:: Short task ::
Would you repeat the listing exactly but omit every picture?

:: Data shown ::
####################
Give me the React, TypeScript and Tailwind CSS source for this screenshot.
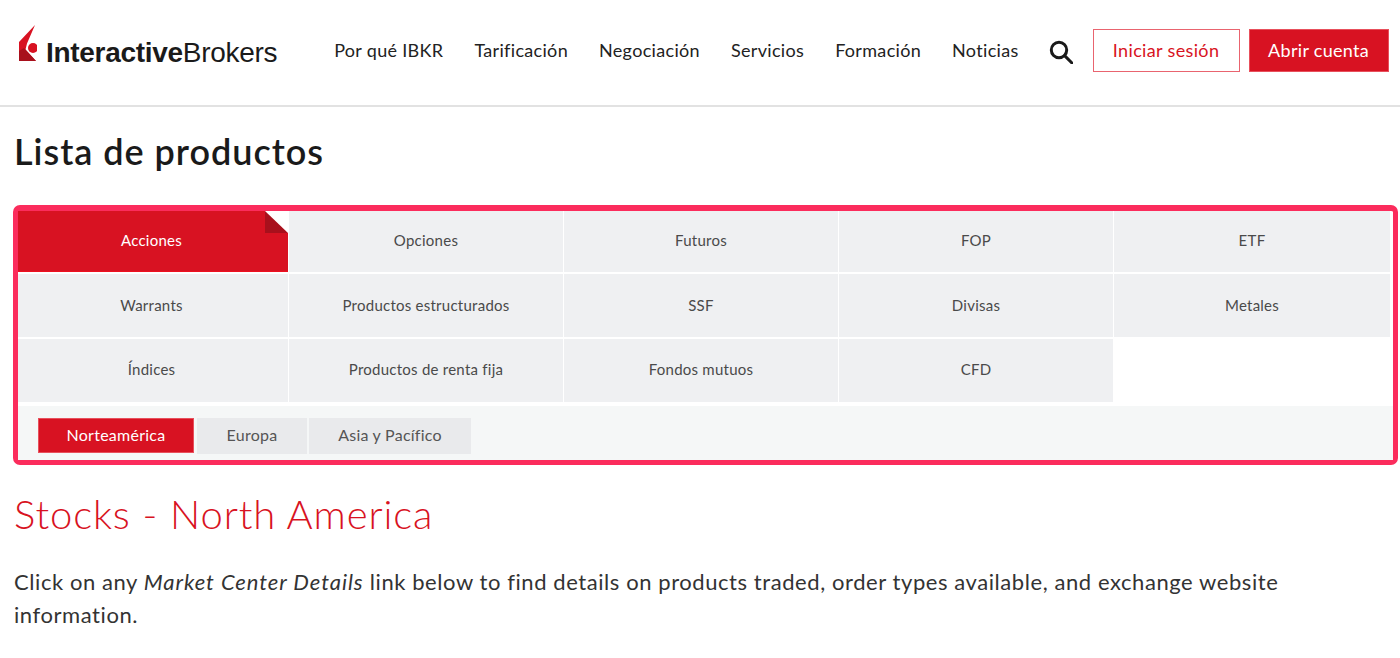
const nav = ["Por qué IBKR", "Tarificación", "Negociación", "Servicios", "Formación", "Noticias"];
const rows = [
  ["Acciones", "Opciones", "Futuros", "FOP", "ETF"],
  ["Warrants", "Productos estructurados", "SSF", "Divisas", "Metales"],
  ["Índices", "Productos de renta fija", "Fondos mutuos", "CFD"],
];
const rowHeights = ["h-[61px]", "h-[63px]", "h-[63px]"];
const rowPad = [" pb-[2px]", "", " pb-[2px]"];
const colWidths = ["w-[270px] pr-[3px]", "w-[274px]", "w-[274px]", "w-[274px]", "w-[276px]"];

function Logo() {
  return (
    <div className="flex items-end shrink-0 mb-[19px]">
      <svg width="18" height="36" viewBox="0 0 18 36" className="mb-[1px]">
        <path d="M0 17 16 0 8 18.5 6.5 24.5 17 36H0Z" fill="#d81222" />
        <path d="M0 36V26L5 23 17 36Z" fill="#a8101c" />
        <circle cx="14" cy="23" r="5" fill="#d81222" />
      </svg>
      <span className="ml-[9px] -mb-[6px] whitespace-nowrap text-[28px] leading-[31px] tracking-[-0.3px] text-[#1a1a1a] font-['Liberation_Sans',sans-serif]">
        <span className="font-bold">Interactive</span>Brokers
      </span>
    </div>
  );
}

export default function App() {
  return (
    <div className="w-[1400px] h-[658px] overflow-hidden bg-white font-['Lato',sans-serif] text-[#1f1f1f]">
      <header className="h-[107px] border-b-2 border-[#e2e2e2] flex items-center pl-[19px] pr-[11px]">
        <Logo />
        <nav className="ml-[57px] mb-[4px] flex gap-[31px] whitespace-nowrap text-[18px] tracking-[0.32px] text-[#222]">
          {nav.map((n) => (
            <span key={n}>{n}</span>
          ))}
        </nav>
        <svg width="24" height="24" viewBox="0 0 24 24" fill="none" stroke="#1a1a1a" strokeWidth="3" className="ml-[30px] mb-[2px] shrink-0">
          <circle cx="10" cy="10" r="7.7" />
          <path d="M15.6 15.6 23 23" strokeLinecap="round" />
        </svg>
        <button className="ml-[20px] mb-[5px] h-[43px] w-[147px] shrink-0 border border-[#e9646f] text-[#d81222] text-[18px] tracking-[0.35px]">
          Iniciar sesión
        </button>
        <button className="ml-[9px] mb-[5px] h-[43px] w-[140px] shrink-0 bg-[#d81222] border border-[#e8505c] text-white text-[18px] tracking-[0.3px]">
          Abrir cuenta
        </button>
      </header>

      <main className="px-[14px]">
        <h1 className="mt-[21px] text-[36px] leading-[46px] font-semibold tracking-[0.97px] text-[#1a1a1a]">Lista de productos</h1>

        <div className="mt-[31px] -ml-[1px] w-[1385px] h-[260px] border-[5px] border-t-[6px] border-[#fb2c5c] rounded-[7px] bg-white flex flex-col">
          <div className="flex flex-col gap-[2px] h-[191px]">
            {rows.map((row, r) => (
              <div key={r} className={"flex gap-[1px] " + rowHeights[r]}>
                {row.map((c, i) => {
                  const active = c === "Acciones";
                  return (
                    <div
                      key={c}
                      className={
                        "relative flex items-center justify-center text-[15px] tracking-[0.25px] " +
                        colWidths[i] +
                        rowPad[r] +
                        (active ? " bg-[#d81222] border-b border-[#ee1020] text-white" : " bg-[#eff0f2] text-[#4a4a4a]")
                      }
                    >
                      {c}
                      {active && (
                        <svg width="23" height="22" viewBox="0 0 23 22" className="absolute top-0 right-0">
                          <path d="M0 0H1L23 22H0Z" fill="#a8101c" />
                          <path d="M0 0H23V22Z" fill="#fff" />
                        </svg>
                      )}
                    </div>
                  );
                })}
              </div>
            ))}
          </div>
          <div className="mt-[4px] flex-1 bg-[#f5f7f7] flex items-start pl-[20px] pt-[12px] text-[16px] tracking-[0.25px]">
            <div className="h-[35px] w-[156px] pb-[2px] bg-[#d81222] border border-[#e8505c] text-white flex items-center justify-center">Norteamérica</div>
            <div className="ml-[3px] h-[36px] w-[110px] pb-[2px] bg-[#e9eaec] text-[#555] flex items-center justify-center">Europa</div>
            <div className="ml-[2px] h-[36px] w-[162px] pb-[2px] bg-[#e9eaec] text-[#555] flex items-center justify-center">Asia y Pacífico</div>
          </div>
        </div>

        <h2 className="mt-[22px] text-[40px] leading-[54px] font-light tracking-[0.9px] text-[#d81222]">Stocks - North America</h2>
        <p className="mt-[24px] w-[1300px] text-[22px] leading-[33px] font-normal tracking-[0.57px] text-[#333]">
          Click on any <em className="tracking-[0.95px]">Market Center Details</em> link below to find details on products traded, order types available, and exchange website information.
        </p>
      </main>
    </div>
  );
}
####################
:: Reply to the task ::
Give me the React, TypeScript and Tailwind CSS source for this screenshot.
const nav = ["Por qué IBKR", "Tarificación", "Negociación", "Servicios", "Formación", "Noticias"];
const rows = [
  ["Acciones", "Opciones", "Futuros", "FOP", "ETF"],
  ["Warrants", "Productos estructurados", "SSF", "Divisas", "Metales"],
  ["Índices", "Productos de renta fija", "Fondos mutuos", "CFD"],
];
const rowHeights = ["h-[61px]", "h-[63px]", "h-[63px]"];
const rowPad = [" pb-[2px]", "", " pb-[2px]"];
const colWidths = ["w-[270px] pr-[3px]", "w-[274px]", "w-[274px]", "w-[274px]", "w-[276px]"];

function Logo() {
  return (
    <div className="flex items-end shrink-0 mb-[19px]">
      <svg width="18" height="36" viewBox="0 0 18 36" className="mb-[1px]">
        <path d="M0 17 16 0 8 18.5 6.5 24.5 17 36H0Z" fill="#d81222" />
        <path d="M0 36V26L5 23 17 36Z" fill="#a8101c" />
        <circle cx="14" cy="23" r="5" fill="#d81222" />
      </svg>
      <span className="ml-[9px] -mb-[6px] whitespace-nowrap text-[28px] leading-[31px] tracking-[-0.3px] text-[#1a1a1a] font-['Liberation_Sans',sans-serif]">
        <span className="font-bold">Interactive</span>Brokers
      </span>
    </div>
  );
}

export default function App() {
  return (
    <div className="w-[1400px] h-[658px] overflow-hidden bg-white font-['Lato',sans-serif] text-[#1f1f1f]">
      <header className="h-[107px] border-b-2 border-[#e2e2e2] flex items-center pl-[19px] pr-[11px]">
        <Logo />
        <nav className="ml-[57px] mb-[4px] flex gap-[31px] whitespace-nowrap text-[18px] tracking-[0.32px] text-[#222]">
          {nav.map((n) => (
            <span key={n}>{n}</span>
          ))}
        </nav>
        <svg width="24" height="24" viewBox="0 0 24 24" fill="none" stroke="#1a1a1a" strokeWidth="3" className="ml-[30px] mb-[2px] shrink-0">
          <circle cx="10" cy="10" r="7.7" />
          <path d="M15.6 15.6 23 23" strokeLinecap="round" />
        </svg>
        <button className="ml-[20px] mb-[5px] h-[43px] w-[147px] shrink-0 border border-[#e9646f] text-[#d81222] text-[18px] tracking-[0.35px]">
          Iniciar sesión
        </button>
        <button className="ml-[9px] mb-[5px] h-[43px] w-[140px] shrink-0 bg-[#d81222] border border-[#e8505c] text-white text-[18px] tracking-[0.3px]">
          Abrir cuenta
        </button>
      </header>

      <main className="px-[14px]">
        <h1 className="mt-[21px] text-[36px] leading-[46px] font-semibold tracking-[0.97px] text-[#1a1a1a]">Lista de productos</h1>

        <div className="mt-[31px] -ml-[1px] w-[1385px] h-[260px] border-[5px] border-t-[6px] border-[#fb2c5c] rounded-[7px] bg-white flex flex-col">
          <div className="flex flex-col gap-[2px] h-[191px]">
            {rows.map((row, r) => (
              <div key={r} className={"flex gap-[1px] " + rowHeights[r]}>
                {row.map((c, i) => {
                  const active = c === "Acciones";
                  return (
                    <div
                      key={c}
                      className={
                        "relative flex items-center justify-center text-[15px] tracking-[0.25px] " +
                        colWidths[i] +
                        rowPad[r] +
                        (active ? " bg-[#d81222] border-b border-[#ee1020] text-white" : " bg-[#eff0f2] text-[#4a4a4a]")
                      }
                    >
                      {c}
                      {active && (
                        <svg width="23" height="22" viewBox="0 0 23 22" className="absolute top-0 right-0">
                          <path d="M0 0H1L23 22H0Z" fill="#a8101c" />
                          <path d="M0 0H23V22Z" fill="#fff" />
                        </svg>
                      )}
                    </div>
                  );
                })}
              </div>
            ))}
          </div>
          <div className="mt-[4px] flex-1 bg-[#f5f7f7] flex items-start pl-[20px] pt-[12px] text-[16px] tracking-[0.25px]">
            <div className="h-[35px] w-[156px] pb-[2px] bg-[#d81222] border border-[#e8505c] text-white flex items-center justify-center">Norteamérica</div>
            <div className="ml-[3px] h-[36px] w-[110px] pb-[2px] bg-[#e9eaec] text-[#555] flex items-center justify-center">Europa</div>
            <div className="ml-[2px] h-[36px] w-[162px] pb-[2px] bg-[#e9eaec] text-[#555] flex items-center justify-center">Asia y Pacífico</div>
          </div>
        </div>

        <h2 className="mt-[22px] text-[40px] leading-[54px] font-light tracking-[0.9px] text-[#d81222]">Stocks - North America</h2>
        <p className="mt-[24px] w-[1300px] text-[22px] leading-[33px] font-normal tracking-[0.57px] text-[#333]">
          Click on any <em className="tracking-[0.95px]">Market Center Details</em> link below to find details on products traded, order types available, and exchange website information.
        </p>
      </main>
    </div>
  );
}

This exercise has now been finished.